Credit Demand Expected to Tighten in 2019

Feb 19, 2019Federal Regulation, News

According to a recent survey by the Federal Reserve, banks are expecting a decline in loan demand in conjunction with a deterioration of loan performance over the course of 2019. The survey was conducted over the past three months, generally corresponding to the fourth quarter of 2018.

The Federal Reserve administers the Senior Loan Officer Opinion Survey on Bank Lending Practices each quarter, providing updates on the “changes in the standards and terms on, and demand for, bank loans to businesses and households.”

A net share of banks stated that they were tightening standards on credit card loans and imposing tighter credit limits on credit cards, which could be a result of weaker demand for consumer credit as reported by survey participants.

In addition, banks are “expecting tighter standards, weaker demand, and worse loan performance, for most loan categories.” Banks cited a deterioration in collateral values, an expected reduction in risk tolerance, and an expected decline in the quality of loan portfolios over 2019.

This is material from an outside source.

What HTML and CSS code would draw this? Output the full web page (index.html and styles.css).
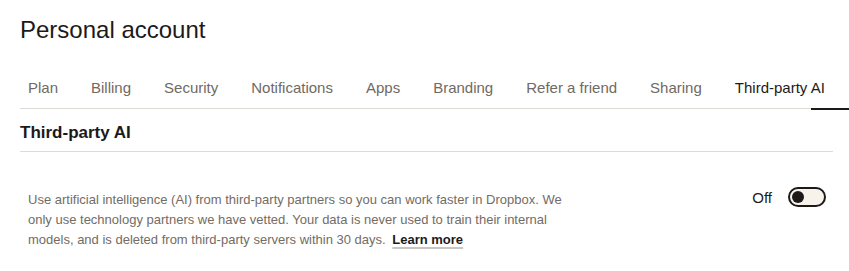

Gregory Daco, chief U.S. economist with Oxford Economics, argues that banks generally have a weaker appetite for risk today than in years prior. “If you look at the underlying reasons that are listed as to why banks are tightening standards, for instance, it doesn’t seem to me that this is all cyclical. In an environment where growth is falling, you’re going to be less tolerant of risk-taking than in an environment where growth is accelerating,” said Daco. “If you were going to compare 2017 to 2019, tolerance for risk is going to be lower.”